Monday, October 18, 2010

PSALM needs $1.2 billion to pay maturing Napocor debts

By Donnabelle L. Gatdula (The Philippine Star) Updated October 18, 2010 12:00 AM 


MANILA, Philippines - The Power Sector Assets and Liabilities Management Corp. (PSALM) will need $1.2 billion to finance the maturing obligations of the National Power Corp. (Napocor) next year.
PSALM president and CEO Emmanuel R. Ledesma Jr. said they are likely to raise this requirement in pesos.
Ledesma noted that Napocor’s maturing obligations in 2011, inclusive of interest, amount to approximately $1.2 billion. The amount consists of a $200-million bond that will mature in March 2011, and $400 million worth of floating rate notes that will be due in August 2011.
The PSALM chief said its present liability management program allows it to either tap the local capital market or engage in dollar financing to settle the obligations.
Ledesma said PSALM is leaning towards raising the necessary funds in the local currency, considering the successful government launch of the peso bonds in September.
He, however, pointed out that the final choice will depend on what the PSALM Board will deem as more advantageous to the government.
The new PSALM Board is scheduled to meet next week to discuss the corporation’s liability management program and its privatization schedule, among other matters.
Under the board-approved Liability Management Program Phase 2 (LMP-2), PSALM has peso bonds/credit facility with an aggregate amount of up to P50 billion, and a US dollar bond issuance of up to $1 billion.

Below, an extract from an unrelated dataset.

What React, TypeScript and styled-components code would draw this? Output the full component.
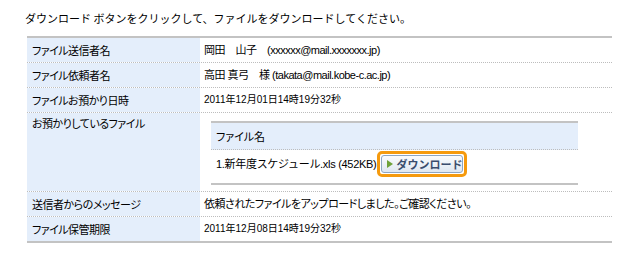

The corporation still has to use the remaining P20 billion of the P50-billion peso bonds.
Last April, PSALM successfully entered the domestic capital markets by offering P30 billion worth of five and seven-year fixed-rate retail bonds.
LMP-2 was launched last year to address liquidity concerns regarding PSALM’s maturing obligations in 2009-2011, which amounted to 34.61percent of PSALM’s principal payments. The program was approved by the PSALM Board on Aug. 26, 2009.
The new Board is also expected to finalize PSALM’s privatization plan for the rest of 2010 and for 2011 even as the Department of Energy (DOE) reviews the present program.